• What to do
A single run of lines is to be printed exactly: starting at the line with "Write a component" and ending at the line with "Sans Mono CJK", both included. Leave the pictures out.

• Dataset excerpts
- - - - - - -

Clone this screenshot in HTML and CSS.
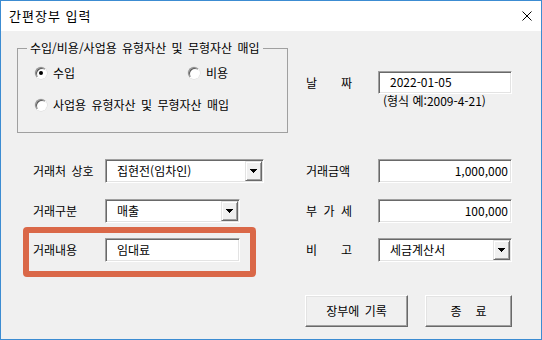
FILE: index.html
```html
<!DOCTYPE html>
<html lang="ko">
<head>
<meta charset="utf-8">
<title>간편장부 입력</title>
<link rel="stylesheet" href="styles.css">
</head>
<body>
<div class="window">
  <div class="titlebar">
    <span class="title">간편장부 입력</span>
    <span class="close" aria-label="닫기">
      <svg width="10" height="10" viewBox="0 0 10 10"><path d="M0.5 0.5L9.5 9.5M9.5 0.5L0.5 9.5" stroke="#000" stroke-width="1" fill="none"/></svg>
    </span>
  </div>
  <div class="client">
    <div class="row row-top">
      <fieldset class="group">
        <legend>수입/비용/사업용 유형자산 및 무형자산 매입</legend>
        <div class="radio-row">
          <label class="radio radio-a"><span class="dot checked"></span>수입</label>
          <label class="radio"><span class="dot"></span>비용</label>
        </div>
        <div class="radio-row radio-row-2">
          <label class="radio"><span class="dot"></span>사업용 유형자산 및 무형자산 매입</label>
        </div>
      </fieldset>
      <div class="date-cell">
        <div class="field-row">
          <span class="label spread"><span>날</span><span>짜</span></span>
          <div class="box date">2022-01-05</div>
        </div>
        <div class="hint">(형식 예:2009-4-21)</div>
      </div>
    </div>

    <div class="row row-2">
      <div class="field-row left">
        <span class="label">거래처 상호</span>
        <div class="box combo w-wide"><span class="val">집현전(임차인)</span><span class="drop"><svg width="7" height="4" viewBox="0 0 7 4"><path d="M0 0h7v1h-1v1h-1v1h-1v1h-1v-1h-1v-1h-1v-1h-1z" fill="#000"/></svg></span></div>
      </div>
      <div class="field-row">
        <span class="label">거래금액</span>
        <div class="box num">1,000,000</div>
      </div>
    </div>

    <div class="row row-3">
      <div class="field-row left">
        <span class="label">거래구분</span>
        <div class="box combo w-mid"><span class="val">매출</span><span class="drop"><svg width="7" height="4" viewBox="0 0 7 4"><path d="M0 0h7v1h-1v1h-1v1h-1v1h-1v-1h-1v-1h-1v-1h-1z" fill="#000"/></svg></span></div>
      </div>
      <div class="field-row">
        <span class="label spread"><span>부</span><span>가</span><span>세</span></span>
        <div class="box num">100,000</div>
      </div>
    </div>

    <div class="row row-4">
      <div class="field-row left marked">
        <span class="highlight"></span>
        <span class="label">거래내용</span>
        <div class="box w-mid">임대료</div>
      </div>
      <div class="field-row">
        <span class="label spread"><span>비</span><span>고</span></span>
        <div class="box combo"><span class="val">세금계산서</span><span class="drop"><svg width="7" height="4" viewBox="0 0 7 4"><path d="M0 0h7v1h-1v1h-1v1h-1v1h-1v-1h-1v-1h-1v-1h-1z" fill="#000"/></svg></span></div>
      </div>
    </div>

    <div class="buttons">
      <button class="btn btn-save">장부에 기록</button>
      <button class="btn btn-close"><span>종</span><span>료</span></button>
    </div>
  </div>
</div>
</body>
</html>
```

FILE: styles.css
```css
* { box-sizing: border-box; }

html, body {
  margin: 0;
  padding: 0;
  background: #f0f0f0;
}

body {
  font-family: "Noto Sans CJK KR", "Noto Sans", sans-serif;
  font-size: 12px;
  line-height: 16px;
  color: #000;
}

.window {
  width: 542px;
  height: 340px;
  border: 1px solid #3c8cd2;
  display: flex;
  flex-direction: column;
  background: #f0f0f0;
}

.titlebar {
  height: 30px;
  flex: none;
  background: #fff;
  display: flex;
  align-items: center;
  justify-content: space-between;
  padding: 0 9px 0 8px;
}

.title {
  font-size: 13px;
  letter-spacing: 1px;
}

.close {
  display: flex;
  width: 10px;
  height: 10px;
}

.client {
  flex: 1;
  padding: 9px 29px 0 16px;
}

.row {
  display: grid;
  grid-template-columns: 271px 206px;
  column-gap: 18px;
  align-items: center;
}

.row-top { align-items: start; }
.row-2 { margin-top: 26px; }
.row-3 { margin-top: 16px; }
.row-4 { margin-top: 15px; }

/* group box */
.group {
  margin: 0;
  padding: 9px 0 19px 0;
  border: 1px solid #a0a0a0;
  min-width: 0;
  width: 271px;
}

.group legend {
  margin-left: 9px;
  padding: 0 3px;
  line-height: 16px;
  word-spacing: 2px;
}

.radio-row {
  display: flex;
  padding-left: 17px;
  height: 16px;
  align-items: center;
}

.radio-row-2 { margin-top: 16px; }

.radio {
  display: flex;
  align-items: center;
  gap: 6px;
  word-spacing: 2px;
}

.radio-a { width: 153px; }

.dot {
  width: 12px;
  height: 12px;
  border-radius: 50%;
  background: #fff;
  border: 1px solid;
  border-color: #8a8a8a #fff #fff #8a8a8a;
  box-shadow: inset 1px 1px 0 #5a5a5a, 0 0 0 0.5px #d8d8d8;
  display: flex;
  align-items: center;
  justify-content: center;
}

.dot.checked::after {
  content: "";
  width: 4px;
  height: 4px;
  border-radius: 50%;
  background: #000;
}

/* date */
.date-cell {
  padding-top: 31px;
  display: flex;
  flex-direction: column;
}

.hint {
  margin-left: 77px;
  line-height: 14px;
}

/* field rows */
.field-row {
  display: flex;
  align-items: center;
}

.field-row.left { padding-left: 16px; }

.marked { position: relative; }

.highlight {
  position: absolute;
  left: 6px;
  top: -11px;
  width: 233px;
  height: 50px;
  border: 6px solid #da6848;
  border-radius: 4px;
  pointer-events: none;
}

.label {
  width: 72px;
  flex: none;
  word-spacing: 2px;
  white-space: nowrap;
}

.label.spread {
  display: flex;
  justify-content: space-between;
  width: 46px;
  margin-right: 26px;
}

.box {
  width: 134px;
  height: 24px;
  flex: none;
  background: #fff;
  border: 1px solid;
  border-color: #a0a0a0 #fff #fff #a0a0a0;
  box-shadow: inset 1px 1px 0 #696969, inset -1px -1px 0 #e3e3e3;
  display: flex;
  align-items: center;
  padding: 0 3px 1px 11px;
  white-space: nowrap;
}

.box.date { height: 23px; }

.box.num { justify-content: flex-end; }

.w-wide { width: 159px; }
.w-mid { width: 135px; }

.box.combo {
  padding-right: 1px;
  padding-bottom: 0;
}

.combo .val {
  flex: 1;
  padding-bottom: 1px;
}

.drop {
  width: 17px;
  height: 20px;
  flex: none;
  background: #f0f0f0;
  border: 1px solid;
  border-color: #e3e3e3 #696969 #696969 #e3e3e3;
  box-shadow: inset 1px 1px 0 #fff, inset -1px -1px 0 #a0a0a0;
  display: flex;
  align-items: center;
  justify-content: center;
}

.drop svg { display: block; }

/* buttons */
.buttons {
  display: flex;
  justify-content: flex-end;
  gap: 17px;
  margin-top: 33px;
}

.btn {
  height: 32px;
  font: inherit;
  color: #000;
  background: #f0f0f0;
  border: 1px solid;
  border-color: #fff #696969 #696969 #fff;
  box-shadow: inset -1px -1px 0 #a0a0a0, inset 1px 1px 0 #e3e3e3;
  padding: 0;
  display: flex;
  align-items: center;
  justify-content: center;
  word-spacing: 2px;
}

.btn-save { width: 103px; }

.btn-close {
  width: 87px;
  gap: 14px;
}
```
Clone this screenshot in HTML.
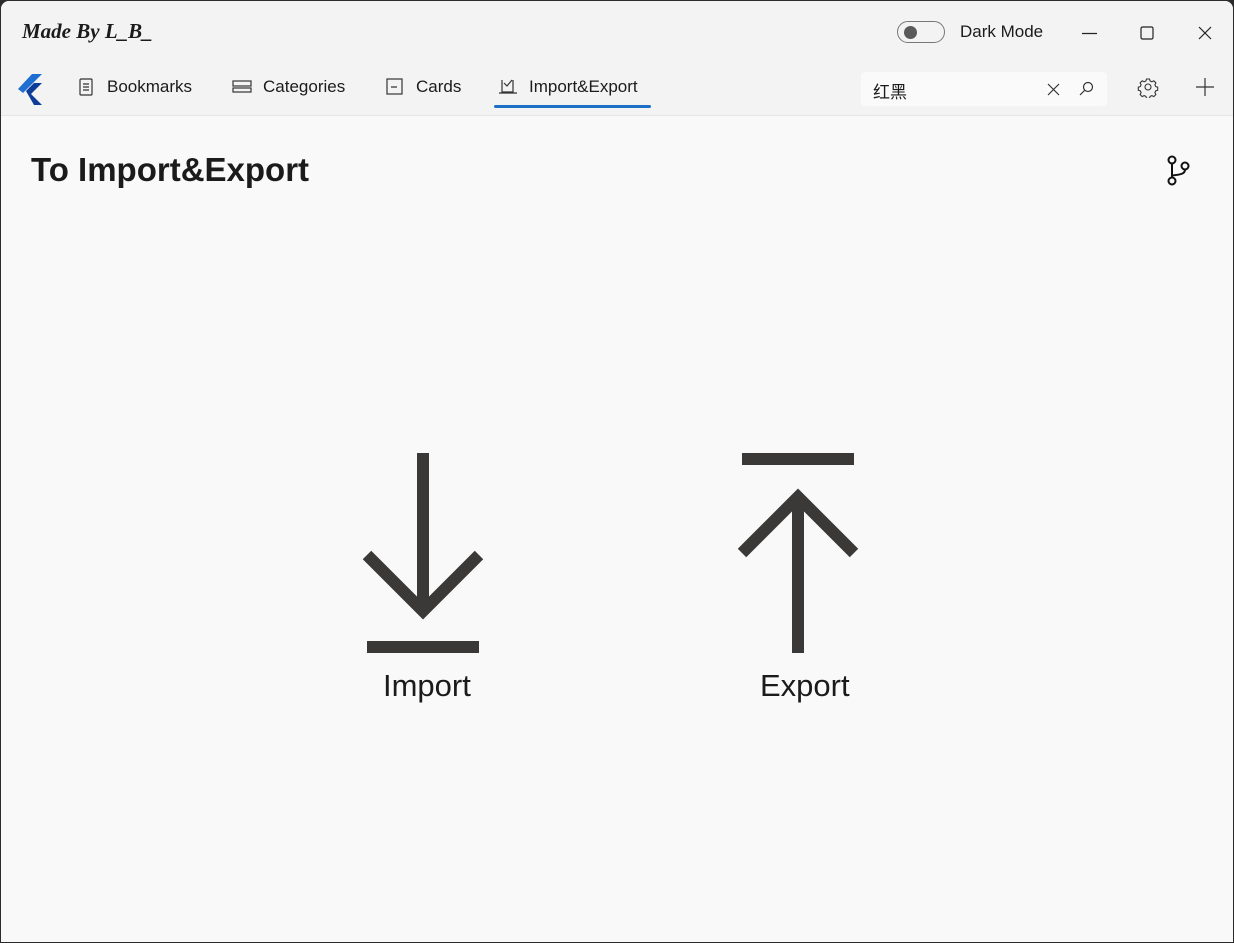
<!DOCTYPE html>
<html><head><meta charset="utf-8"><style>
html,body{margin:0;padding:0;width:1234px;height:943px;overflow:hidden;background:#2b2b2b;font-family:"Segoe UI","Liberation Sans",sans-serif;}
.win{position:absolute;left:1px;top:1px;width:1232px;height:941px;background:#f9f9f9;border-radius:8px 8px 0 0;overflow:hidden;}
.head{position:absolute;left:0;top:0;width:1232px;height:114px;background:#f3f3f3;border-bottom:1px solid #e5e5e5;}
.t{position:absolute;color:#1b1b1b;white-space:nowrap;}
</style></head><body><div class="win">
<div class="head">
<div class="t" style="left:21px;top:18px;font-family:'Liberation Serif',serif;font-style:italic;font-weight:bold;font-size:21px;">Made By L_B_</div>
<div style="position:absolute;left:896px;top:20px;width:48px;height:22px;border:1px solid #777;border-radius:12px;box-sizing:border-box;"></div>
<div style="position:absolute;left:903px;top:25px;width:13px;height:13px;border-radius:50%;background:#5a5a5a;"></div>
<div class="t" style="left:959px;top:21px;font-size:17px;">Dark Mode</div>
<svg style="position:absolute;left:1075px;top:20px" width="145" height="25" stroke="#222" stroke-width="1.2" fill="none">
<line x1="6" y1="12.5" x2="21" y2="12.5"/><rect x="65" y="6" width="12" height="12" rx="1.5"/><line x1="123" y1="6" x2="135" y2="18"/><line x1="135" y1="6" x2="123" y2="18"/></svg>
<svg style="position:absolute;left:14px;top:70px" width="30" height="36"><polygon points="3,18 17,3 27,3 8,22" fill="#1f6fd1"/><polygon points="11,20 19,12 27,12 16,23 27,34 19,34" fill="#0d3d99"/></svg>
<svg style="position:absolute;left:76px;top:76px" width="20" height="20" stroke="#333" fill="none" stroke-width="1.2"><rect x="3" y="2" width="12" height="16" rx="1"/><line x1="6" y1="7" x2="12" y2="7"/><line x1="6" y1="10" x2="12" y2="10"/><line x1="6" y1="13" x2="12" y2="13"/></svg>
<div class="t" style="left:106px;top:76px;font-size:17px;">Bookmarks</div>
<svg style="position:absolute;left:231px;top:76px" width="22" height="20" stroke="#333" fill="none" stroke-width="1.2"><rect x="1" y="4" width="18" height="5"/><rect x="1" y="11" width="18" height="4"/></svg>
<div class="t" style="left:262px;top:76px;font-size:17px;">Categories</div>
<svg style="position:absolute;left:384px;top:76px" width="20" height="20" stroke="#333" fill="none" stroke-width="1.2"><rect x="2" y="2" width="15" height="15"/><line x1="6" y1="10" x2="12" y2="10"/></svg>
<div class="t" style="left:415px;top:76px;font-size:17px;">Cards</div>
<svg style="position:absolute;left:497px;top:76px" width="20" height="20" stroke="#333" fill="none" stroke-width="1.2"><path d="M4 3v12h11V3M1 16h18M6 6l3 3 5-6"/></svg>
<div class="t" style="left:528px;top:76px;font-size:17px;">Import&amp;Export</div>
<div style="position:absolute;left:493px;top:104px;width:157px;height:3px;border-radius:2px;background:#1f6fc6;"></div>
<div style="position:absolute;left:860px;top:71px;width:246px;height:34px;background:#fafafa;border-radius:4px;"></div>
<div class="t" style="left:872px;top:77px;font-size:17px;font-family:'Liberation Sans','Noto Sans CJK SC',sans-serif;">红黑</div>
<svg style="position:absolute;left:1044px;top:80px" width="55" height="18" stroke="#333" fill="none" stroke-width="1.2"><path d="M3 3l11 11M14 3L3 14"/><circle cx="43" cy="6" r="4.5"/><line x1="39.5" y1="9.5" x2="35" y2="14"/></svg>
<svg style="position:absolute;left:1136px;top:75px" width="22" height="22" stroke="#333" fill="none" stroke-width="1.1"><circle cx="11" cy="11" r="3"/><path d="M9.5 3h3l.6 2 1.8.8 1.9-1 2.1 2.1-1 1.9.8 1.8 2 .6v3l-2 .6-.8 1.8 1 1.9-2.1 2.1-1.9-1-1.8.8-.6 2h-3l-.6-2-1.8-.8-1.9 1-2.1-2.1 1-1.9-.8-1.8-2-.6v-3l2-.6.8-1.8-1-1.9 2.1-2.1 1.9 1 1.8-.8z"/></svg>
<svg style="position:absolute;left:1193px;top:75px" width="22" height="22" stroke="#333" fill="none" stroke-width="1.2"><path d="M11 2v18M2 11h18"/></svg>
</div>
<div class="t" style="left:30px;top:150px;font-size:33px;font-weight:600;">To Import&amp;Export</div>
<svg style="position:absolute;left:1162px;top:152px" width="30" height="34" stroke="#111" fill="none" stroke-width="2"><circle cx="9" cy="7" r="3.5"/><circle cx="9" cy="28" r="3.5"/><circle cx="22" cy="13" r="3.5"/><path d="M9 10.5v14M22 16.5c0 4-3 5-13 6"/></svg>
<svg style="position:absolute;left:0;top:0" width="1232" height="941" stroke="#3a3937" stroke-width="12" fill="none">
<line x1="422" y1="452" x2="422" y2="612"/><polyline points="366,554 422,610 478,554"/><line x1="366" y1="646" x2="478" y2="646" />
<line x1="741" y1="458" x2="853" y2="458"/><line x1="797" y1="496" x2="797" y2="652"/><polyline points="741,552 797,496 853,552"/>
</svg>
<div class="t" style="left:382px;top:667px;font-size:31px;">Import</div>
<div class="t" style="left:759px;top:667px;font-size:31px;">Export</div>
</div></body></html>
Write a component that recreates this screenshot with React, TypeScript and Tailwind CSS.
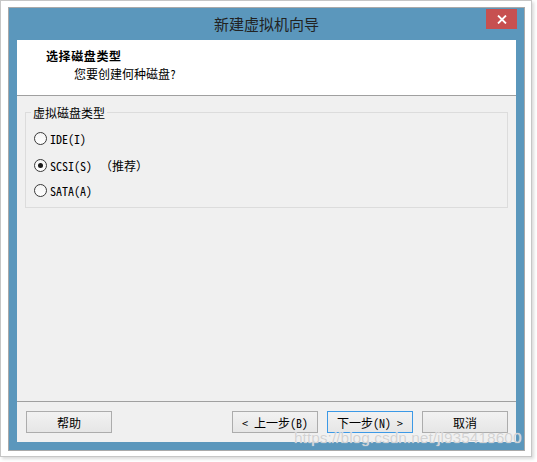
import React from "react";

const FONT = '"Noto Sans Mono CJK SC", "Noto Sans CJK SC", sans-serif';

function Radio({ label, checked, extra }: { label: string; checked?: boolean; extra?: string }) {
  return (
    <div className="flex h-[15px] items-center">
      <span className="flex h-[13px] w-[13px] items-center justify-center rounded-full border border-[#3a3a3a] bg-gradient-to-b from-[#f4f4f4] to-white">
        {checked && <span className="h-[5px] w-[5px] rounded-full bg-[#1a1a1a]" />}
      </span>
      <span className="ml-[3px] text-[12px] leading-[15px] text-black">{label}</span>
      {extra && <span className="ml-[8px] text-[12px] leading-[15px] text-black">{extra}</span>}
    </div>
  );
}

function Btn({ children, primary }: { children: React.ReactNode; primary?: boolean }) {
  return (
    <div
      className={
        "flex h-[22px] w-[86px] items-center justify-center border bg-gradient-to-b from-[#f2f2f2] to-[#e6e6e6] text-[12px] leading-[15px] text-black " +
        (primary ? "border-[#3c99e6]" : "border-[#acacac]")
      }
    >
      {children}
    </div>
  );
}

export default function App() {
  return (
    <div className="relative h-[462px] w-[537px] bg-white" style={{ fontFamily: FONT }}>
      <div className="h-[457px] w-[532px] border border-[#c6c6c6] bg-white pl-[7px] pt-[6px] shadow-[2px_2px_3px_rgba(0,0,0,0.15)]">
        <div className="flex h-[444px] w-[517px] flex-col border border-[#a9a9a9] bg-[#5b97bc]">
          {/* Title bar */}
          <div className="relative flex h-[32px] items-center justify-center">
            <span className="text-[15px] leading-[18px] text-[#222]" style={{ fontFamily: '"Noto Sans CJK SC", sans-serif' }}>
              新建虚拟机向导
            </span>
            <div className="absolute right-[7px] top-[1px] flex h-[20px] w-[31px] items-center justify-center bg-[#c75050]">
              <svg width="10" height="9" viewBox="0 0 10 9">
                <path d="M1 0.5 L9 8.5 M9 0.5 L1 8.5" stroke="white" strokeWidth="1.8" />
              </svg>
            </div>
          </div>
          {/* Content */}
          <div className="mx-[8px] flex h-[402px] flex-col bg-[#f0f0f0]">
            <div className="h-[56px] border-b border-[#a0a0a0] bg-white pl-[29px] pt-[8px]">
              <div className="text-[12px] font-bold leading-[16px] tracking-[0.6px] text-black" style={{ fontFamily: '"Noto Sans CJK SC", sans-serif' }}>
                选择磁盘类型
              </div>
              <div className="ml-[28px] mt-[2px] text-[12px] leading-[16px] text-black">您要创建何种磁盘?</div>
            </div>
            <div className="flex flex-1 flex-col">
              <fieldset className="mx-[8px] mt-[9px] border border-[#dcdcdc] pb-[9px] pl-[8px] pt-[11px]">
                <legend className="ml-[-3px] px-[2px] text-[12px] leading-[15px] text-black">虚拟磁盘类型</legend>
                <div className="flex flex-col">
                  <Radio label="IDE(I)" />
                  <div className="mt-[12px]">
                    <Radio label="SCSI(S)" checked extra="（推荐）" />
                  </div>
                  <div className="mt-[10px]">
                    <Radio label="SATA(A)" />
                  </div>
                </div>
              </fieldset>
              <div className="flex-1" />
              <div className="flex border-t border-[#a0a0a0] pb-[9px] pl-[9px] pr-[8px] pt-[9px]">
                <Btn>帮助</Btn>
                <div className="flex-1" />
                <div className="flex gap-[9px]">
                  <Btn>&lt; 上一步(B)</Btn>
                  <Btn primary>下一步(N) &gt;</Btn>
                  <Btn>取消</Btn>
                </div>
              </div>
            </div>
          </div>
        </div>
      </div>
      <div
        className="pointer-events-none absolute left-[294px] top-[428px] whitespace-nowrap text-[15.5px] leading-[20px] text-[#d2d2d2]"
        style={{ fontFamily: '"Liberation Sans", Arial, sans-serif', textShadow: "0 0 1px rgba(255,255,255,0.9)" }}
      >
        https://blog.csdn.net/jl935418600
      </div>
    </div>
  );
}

- - - - - - -

• Written answer
Write a component that recreates this screenshot with React, TypeScript and Tailwind CSS.
import React from "react";

const FONT = '"Noto Sans Mono CJK SC", "Noto Sans CJK SC", sans-serif';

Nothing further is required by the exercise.